As a general rule, “[i]f a party to a contract seeks to avoid it on the ground of
fraud or mistake, he must, upon the discovery of the facts, at once announce his
purpose and adhere to it. Otherwise he can not avoid or rescind such contract.”
Gibson v. Alford, 161 Ga. 672 (5) (132 SE 442) (1926). See also Jones v. Cartee, 227
Ga. App. 401, 402-03 (1) (489 SE2d 141) (1997) (accord).
“Under Georgia law, an insurer seeking to rescind a policy must make an
announcement of the intent to rescind the contract in a timely fashion, as soon as the
7 facts supporting the claim for rescission are discovered.” American Safety Indemnity
Com. v. Sto Corp., 342 Ga. App. 263, 271 (4) (802 SE2d 448) (2017) (citation and
punctuation omitted). Additionally, “after announcing its intent, the insurer must
adhere to the intent to rescind and may waive any defense of rescission by failing to
do so.” Id. (citation omitted). If an insurer, instead of rescission, issues a denial of
coverage and cancels the policy with a future effective date, as the Insurer did in this
case, the right and defense of rescission is waived as a matter of law. Id. at 272. See
also Florida Intl. Indem. Co. v. Osgood, 233 Ga. App. 111, 113-14 (1) (503 SE2d
371) (1998) (“One significant reason for this rule in insurance cases is that leading
the insured to believe the validity of the policy is not questioned lulls the insured into
not purchasing other insurance and thus subjects the insured’s property to continuing
non-coverage.” footnote omitted)).
Here, the Insurer waived a void policy defense when, upon discovery of the
inaccurate information on the application, it informed the Employer that its coverage
would continue for 90 days. If the Insurer believed that the policy was void based on
fraud, it should have immediately rescinded it.
The facts of this case resemble those in Loeb v. Nationwide Mut. Fire Ins. Co.,
162 Ga. App. 561 (292 SE2d 409) (1982). In Loeb, the defendant-insurance company
8 cancelled the plaintiff’s insurance policy when it learned that the plaintiff made a
material misrepresentation on his insurance application. Id. at 561-562. Rather than
returning the premium and rescinding the policy, however, the insurer cancelled the
policy, effective one month from the notice of cancellation, and retained the portion
of the premium covering the period from the policy’s effective date until the date
cancellation became final. Id. at 562. The plaintiff suffered a loss after the insurer
sent the notice of cancellation, but before the cancellation became effective. Id. The
defendant denied the claim based on the insured’s misrepresentation. Id. This Court,
however, held that because the insurer cancelled the policy and retained the premium,
the policy was not void from its inception, and the insurer could not rely on the
insured’s misrepresentation to deny the claim. Id. at 563. In so holding, this Court
stated:
In its letter of notice of termination, [the insurer] advised [the insured] that notice was necessary not only to cancel the coverage but to advise [the insured] to obtain other protection because continuous protection was important. It is clear therefore that [the insurer] did not consider the policy void from December 1 [the effective date] but considered it in effect until June 9, 1979 [the cancellation date].
Id. at 563.
9 We see no distinction between Loeb and the case sub judice. Here, the Insurer
became aware of the Employer’s business operations outside of Georgia in August
2014, when one of the Employer’s workers filed a claim for an injury that occurred
in Louisiana. The Insurer’s legal department, along with an outside law firm,
launched an investigation into whether the policy was rescindable due to alleged
inaccuracies in the insurance application. Both the Insurer and the law firm
determined that the policy could not be voided based on the inaccuracies.
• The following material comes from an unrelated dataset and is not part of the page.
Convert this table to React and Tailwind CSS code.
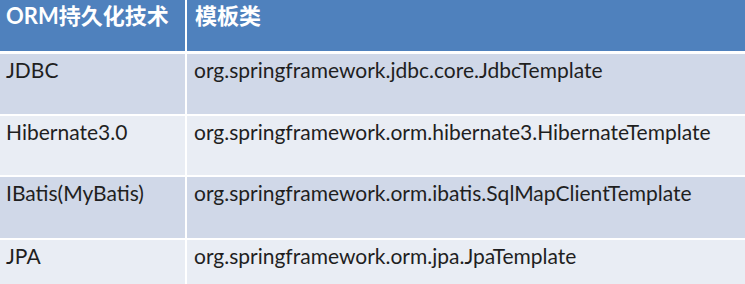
const ROWS = [
  { tech: 'JDBC', tpl: 'org.springframework.jdbc.core.JdbcTemplate', bg: 'bg-[#d0d8e8]', h: 'h-[60px]' },
  { tech: 'Hibernate3.0', tpl: 'org.springframework.orm.hibernate3.HibernateTemplate', bg: 'bg-[#e9edf4]', h: 'h-[59px]' },
  { tech: 'IBatis(MyBatis)', tpl: 'org.springframework.orm.ibatis.SqlMapClientTemplate', bg: 'bg-[#d0d8e8]', h: 'h-[61px]' },
  { tech: 'JPA', tpl: 'org.springframework.orm.jpa.JpaTemplate', bg: 'bg-[#e9edf4]', h: 'h-[44px]' },
];

export default function App() {
  return (
    <div className="w-[745px] h-[284px] overflow-hidden bg-white font-['Lato','Noto_Sans_CJK_SC',sans-serif] text-[#1f1f1f]">
      <div className="grid grid-cols-[185px_1fr] gap-x-[2px] bg-white">
        <div className="h-[51px] bg-[#4f81bd] pl-[6px] pt-[2px] text-[22px] font-bold text-white leading-[28px]">ORM持久化技术</div>
        <div className="h-[51px] bg-[#4f81bd] pl-[8px] pt-[2px] text-[22px] font-bold text-white leading-[28px]">模板类</div>
        <div className="col-span-2 h-[3px]" />
        {ROWS.map((r, i) => (
          <div key={r.tech} className="contents">
            <div className={`${r.bg} ${r.h} pl-[6px] pt-[2px] text-[21px] leading-[28px]`}>{r.tech}</div>
            <div className={`${r.bg} ${r.h} pl-[7px] pt-[2px] text-[21px] leading-[28px]`}>{r.tpl}</div>
            {i < ROWS.length - 1 && <div className="col-span-2 h-[2px]" />}
          </div>
        ))}
      </div>
    </div>
  );
}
Consequently, the Insurer notified the Employer it was cancelling the policy effective
March 8, 2015. Therefore, the policy remained in full force and effect until that date.
The Insurer relies on American Resources Ins. Co. v. Conner, 209 Ga. App.
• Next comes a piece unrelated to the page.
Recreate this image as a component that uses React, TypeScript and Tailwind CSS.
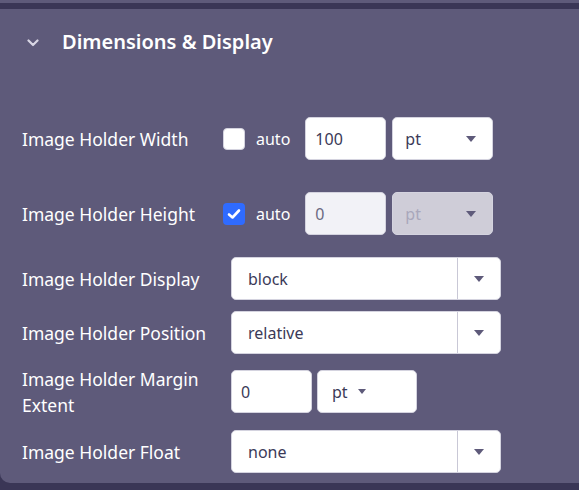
import React from "react";

const font = { fontFamily: "'Noto Sans', 'Open Sans', sans-serif" };

const Arrow: React.FC<{ className?: string; small?: boolean }> = ({ className, small }) => (
	<svg width={small ? 8 : 10} height={small ? 5 : 6} viewBox="0 0 10 6" className={className}>
		<path d="M0 0 L10 0 L5 6 Z" fill="currentColor" />
	</svg>
);

const Checkbox: React.FC<{ checked?: boolean }> = ({ checked }) =>
	checked ? (
		<div className="w-[22px] h-[22px] rounded-[4px] bg-[#2f6bff] flex items-center justify-center">
			<svg width="14" height="12" viewBox="0 0 14 12">
				<path
					d="M2 6.5 L5.5 9.5 L12 2.5"
					stroke="white"
					strokeWidth="2.6"
					fill="none"
					strokeLinecap="round"
					strokeLinejoin="round"
				/>
			</svg>
		</div>
	) : (
		<div className="w-[22px] h-[22px] rounded-[4px] bg-white border border-[#d4d3df]" />
	);

const NumInput: React.FC<{ value: string; disabled?: boolean }> = ({ value, disabled }) => (
	<div
		className={`w-[81px] h-[43px] rounded-[5px] border border-[#d4d3df] flex items-center pl-[9px] text-[16px] ${
			disabled ? "bg-[#f2f2f7] text-[#6b6a82]" : "bg-white text-[#3b3a58]"
		}`}
	>
		{value}
	</div>
);

const UnitSelect: React.FC<{ disabled?: boolean; small?: boolean }> = ({ disabled, small }) => (
	<div
		className={`${small ? "w-[100px] pl-[14px] pr-[50px]" : "w-[101px] pl-[12px] pr-[16px]"} h-[43px] rounded-[5px] border border-[#d4d3df] flex items-center justify-between text-[16px] ${
			disabled ? "bg-[#cfcdd8] text-[#a9a7bb]" : "bg-white text-[#3b3a58]"
		}`}
	>
		<span>pt</span>
		<Arrow small={small} className="text-[#5e5a7a]" />
	</div>
);

const WideSelect: React.FC<{ value: string }> = ({ value }) => (
	<div className="w-[270px] h-[43px] rounded-[5px] border border-[#d4d3df] bg-white flex items-center text-[16px] text-[#3b3a58]">
		<span className="flex-1 pl-[16px]">{value}</span>
		<div className="w-[43px] h-full border-l border-[#c9c8d6] flex items-center justify-center">
			<Arrow className="text-[#5e5a7a]" />
		</div>
	</div>
);

const Label: React.FC<{ w: string; children: React.ReactNode }> = ({ w, children }) => (
	<div className={`${w} text-[17.5px] text-white leading-[26px]`}>{children}</div>
);

export default function App() {
	return (
		<div className="w-[579px] h-[490px] bg-[#3a3656] overflow-hidden relative" style={font}>
			<div className="h-[3px] bg-[#5e5a7a]" />
			<div className="mt-[6px] w-[600px] h-[474px] bg-[#5e5a7a] rounded-bl-[10px] flex flex-col">
				<div className="h-[66px] flex items-center">
					<svg width="12" height="8" viewBox="0 0 12 8" className="ml-[27px] mt-[1px]">
						<path
							d="M1.5 1.5 L6 6 L10.5 1.5"
							stroke="#d8d6e4"
							strokeWidth="2.2"
							fill="none"
							strokeLinecap="round"
							strokeLinejoin="round"
						/>
					</svg>
					<div className="ml-[23px] text-[20px] font-semibold text-white">
						Dimensions &amp; Display
					</div>
				</div>

				<div className="flex items-center pl-[22px] mt-[42px] h-[43px]">
					<Label w="w-[201px]">Image Holder Width</Label>
					<Checkbox />
					<span className="ml-[11px] text-[16px] text-white">auto</span>
					<div className="ml-[15px] flex gap-[6px]">
						<NumInput value="100" />
						<UnitSelect />
					</div>
				</div>

				<div className="flex items-center pl-[22px] mt-[32px] h-[43px]">
					<Label w="w-[201px]">Image Holder Height</Label>
					<Checkbox checked />
					<span className="ml-[11px] text-[16px] text-white">auto</span>
					<div className="ml-[15px] flex gap-[6px]">
						<NumInput value="0" disabled />
						<UnitSelect disabled />
					</div>
				</div>

				<div className="flex items-center pl-[22px] mt-[22px] h-[43px]">
					<Label w="w-[209px]">Image Holder Display</Label>
					<WideSelect value="block" />
				</div>

				<div className="flex items-center pl-[22px] mt-[11px] h-[43px]">
					<Label w="w-[209px]">Image Holder Position</Label>
					<WideSelect value="relative" />
				</div>

				<div className="flex items-center pl-[22px] mt-[16px] h-[43px]">
					<Label w="w-[209px]">
						Image Holder Margin
						<br />
						Extent
					</Label>
					<div className="flex gap-[5px]">
						<NumInput value="0" />
						<UnitSelect small />
					</div>
				</div>

				<div className="flex items-center pl-[22px] mt-[17px] h-[43px]">
					<Label w="w-[209px]">Image Holder Float</Label>
					<WideSelect value="none" />
				</div>
			</div>
		</div>
	);
}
885, 888 (434 SE2d 737) (1993) to argue that it did not waive its void policy defense
when it prospectively cancelled the policy instead of immediately rescinding it once
it became aware of the misrepresentations in the insurance application. American
Resources Ins. Co. is distinguishable and does not require a different result here. In
that case, this Court rejected the insured’s argument that the
[insurance company] waived its right to avoid coverage when, instead of rescinding the [insured’s] policy and tendering back the premium upon learning of the purported subterfuge, it canceled the [insured’s] policy prospectively. Because only the endorsements, and not the entire
10 [insured’s] policy, were involved in the subterfuge, and no additional premium had been paid for the endorsements, the principle involved in Loeb is inapplicable here. No basis existed for rescinding the entire policy. [Insurance company] has not sought to avoid paying claims made by legitimate [insured] employees during the period the [insured’s] policy was in effect.
American Resources Ins. Co., 209 Ga. App. at 887, 888 (3) (citation omitted).
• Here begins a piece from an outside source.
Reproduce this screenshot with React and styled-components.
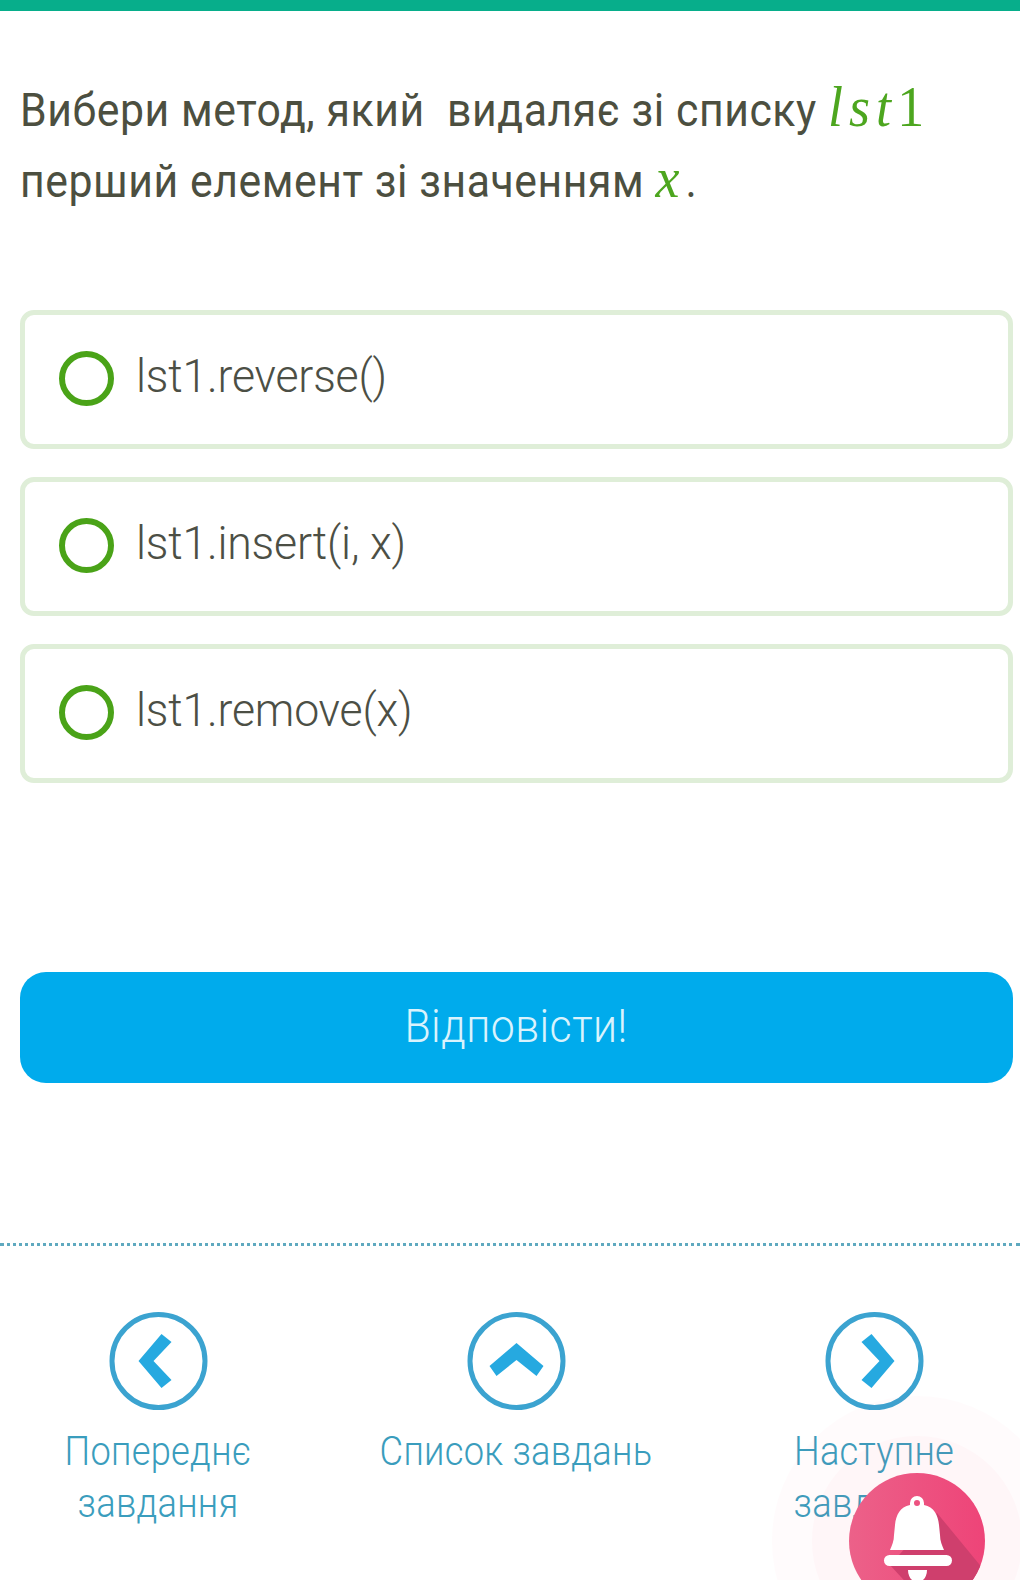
import React from 'react';
import styled, { createGlobalStyle } from 'styled-components';

const GlobalStyle = createGlobalStyle`
  html, body {
    margin: 0;
    padding: 0;
    background: #fff;
  }
  body {
    font-family: Roboto, "Noto Sans", sans-serif;
  }
`;

const Page = styled.div`
  position: relative;
  width: 1020px;
  height: 1580px;
  overflow: hidden;
  background: #fff;
`;

const TopBar = styled.div`
  height: 11px;
  background: #07ae8b;
`;

const Content = styled.main`
  padding: 64px 7px 0 20px;
`;

// the reference text is narrower than Roboto, so it gets squeezed horizontally
const Question = styled.p`
  width: 1060px;
  margin: 0;
  font-size: 46px;
  line-height: 71px;
  font-weight: 400;
  letter-spacing: 0.6px;
  color: #4c4f40;
  white-space: pre-wrap;
  transform: scaleX(0.93);
  transform-origin: left center;
`;

const MathVar = styled.span`
  font-family: "Liberation Serif", serif;
  font-style: italic;
  font-size: 58px;
  line-height: 0;
  letter-spacing: 6.5px;
  color: #4da61f;
`;

const MathDigit = styled.span`
  font-style: normal;
`;

const Options = styled.div`
  display: flex;
  flex-direction: column;
  gap: 28px;
  margin-top: 93px;
`;

const Option = styled.label`
  display: flex;
  align-items: center;
  gap: 22px;
  box-sizing: border-box;
  height: 139px;
  padding: 0 36px 2px 34px;
  border: 5px solid #dfeed8;
  border-radius: 14px;
  background: #fff;
`;

const Radio = styled.span`
  flex: none;
  box-sizing: border-box;
  width: 55px;
  height: 55px;
  border: 6px solid #4aa318;
  border-radius: 50%;
`;

const OptionText = styled.span`
  padding-bottom: 6px;
  font-size: 46px;
  font-weight: 300;
  letter-spacing: -0.2px;
  color: #4c4f45;
  transform: scaleX(0.97);
  transform-origin: left center;
`;

const AnswerButton = styled.button`
  display: block;
  width: 100%;
  height: 111px;
  margin-top: 189px;
  padding: 0 0 3px;
  border: none;
  border-radius: 26px;
  background: #00abec;
  color: #d9f3fd;
  font-family: inherit;
  font-size: 46px;
  font-weight: 300;
`;

const AnswerLabel = styled.span`
  display: inline-block;
  letter-spacing: 0.5px;
  transform: scaleX(0.93);
`;

const Divider = styled.hr`
  height: 0;
  margin: 160px 0 0;
  border: none;
  border-top: 3px dotted #5fa9bf;
`;

const Nav = styled.nav`
  display: grid;
  grid-template-columns: repeat(3, 290px);
  column-gap: 68px;
  padding: 65px 0 0 13px;
`;

const NavItem = styled.a`
  display: flex;
  flex-direction: column;
  align-items: center;
  text-align: center;
  color: #3a9dbd;
  font-size: 40px;
  font-weight: 300;
  line-height: 52px;
`;

const NavCircle = styled.svg`
  display: block;
  width: 101px;
  height: 100px;
  margin-bottom: 15px;
`;

const NavLabel = styled.span`
  display: block;
  flex: none;
  width: 320px;
  letter-spacing: 0.3px;
  transform: scaleX(0.906);
`;

const Halo = styled.div`
  position: absolute;
  left: 917px;
  top: 1541px;
  width: ${(p) => p.$size}px;
  height: ${(p) => p.$size}px;
  transform: translate(-50%, -50%);
  border-radius: 50%;
  background: ${(p) => p.$color};
`;

const BellButton = styled.svg`
  position: absolute;
  left: 849px;
  top: 1473px;
  width: 136px;
  height: 136px;
`;

function NavIcon({ points }) {
  return (
    <NavCircle viewBox="0 0 100 100" aria-hidden="true">
      <circle cx="50" cy="50" r="46.5" fill="none" stroke="#3ba3d0" strokeWidth="5" />
      <polygon points={points} fill="#26a9e0" />
    </NavCircle>
  );
}

function BellIcon() {
  return (
    <BellButton viewBox="0 0 136 136" aria-hidden="true">
      <defs>
        <linearGradient id="bellBg" x1="0" y1="0.5" x2="1" y2="0.5">
          <stop offset="0" stopColor="#ec6189" />
          <stop offset="1" stopColor="#ee4478" />
        </linearGradient>
        <clipPath id="bellClip">
          <circle cx="68" cy="68" r="68" />
        </clipPath>
      </defs>
      <circle cx="68" cy="68" r="68" fill="url(#bellBg)" />
      <polygon points="88,40 140,103 140,140 85,140 41,92" fill="#cf3f6d" clipPath="url(#bellClip)" />
      <path
        d="M68 23a7 7 0 0 1 7 7v2c10 2 14 10 15 20l1 10c0 6 2 10 4 15H41c2-5 4-9 4-15l1-10c1-10 5-18 15-20v-2a7 7 0 0 1 7-7zm0 4a3 3 0 1 0 0 6 3 3 0 0 0 0-6z"
        fill="#fff"
        fillRule="evenodd"
      />
      <rect x="35" y="82" width="68" height="11" rx="5.5" fill="#fff" />
      <path d="M59 97h19c0 7-4 12-9.500 12S59 104 59 97z" fill="#fff" />
    </BellButton>
  );
}

const options = ['lst1.reverse()', 'lst1.insert(i, x)', 'lst1.remove(x)'];

export default function App() {
  return (
    <Page>
      <GlobalStyle />
      <TopBar />
      <Content>
        <Question>
          {'Вибери метод, який  видаляє зі списку '}
          <MathVar>
            lst<MathDigit>1</MathDigit>
          </MathVar>
          {'\nперший елемент зі значенням '}
          <MathVar>x</MathVar>.
        </Question>
        <Options>
          {options.map((text) => (
            <Option key={text}>
              <Radio />
              <OptionText>{text}</OptionText>
            </Option>
          ))}
        </Options>
        <AnswerButton>
          <AnswerLabel>Відповісти!</AnswerLabel>
        </AnswerButton>
      </Content>
      <Divider />
      <Nav>
        <NavItem>
          <NavIcon points="30,50 53,23 63,31 45,50 63,69 53,77" />
          <NavLabel>Попереднє завдання</NavLabel>
        </NavItem>
        <NavItem>
          <NavIcon points="50,32 77,55 70,65 50,49 30,65 23,55" />
          <NavLabel>Список завдань</NavLabel>
        </NavItem>
        <NavItem>
          <NavIcon points="70,50 47,23 37,31 55,50 37,69 47,77" />
          <NavLabel>Наступне завдання</NavLabel>
        </NavItem>
      </Nav>
      <Halo $size={290} $color="rgba(248, 87, 130, 0.025)" />
      <Halo $size={210} $color="rgba(248, 87, 130, 0.03)" />
      <BellIcon />
    </Page>
  );
}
Here, the Insurer alleges that the fraudulent misrepresentations by the
Employer and the Agent undermine the validity of the entire policy, not just a portion
of it. Despite its contention now that the policy was void ab initio, the Insurer told the
Employer that it would continue to honor the whole policy for a period of 90 days.
Because it extended coverage for 90 days, the Insurer therefore remained obligated
to pay any valid claims arising under the policy terms within that time period.
Accordingly, the Loeb principle applies, and the Insurer cannot avoid coverage based
on a void policy defense.
Judgment affirmed. Doyle, P. J., and Markle, J., concur.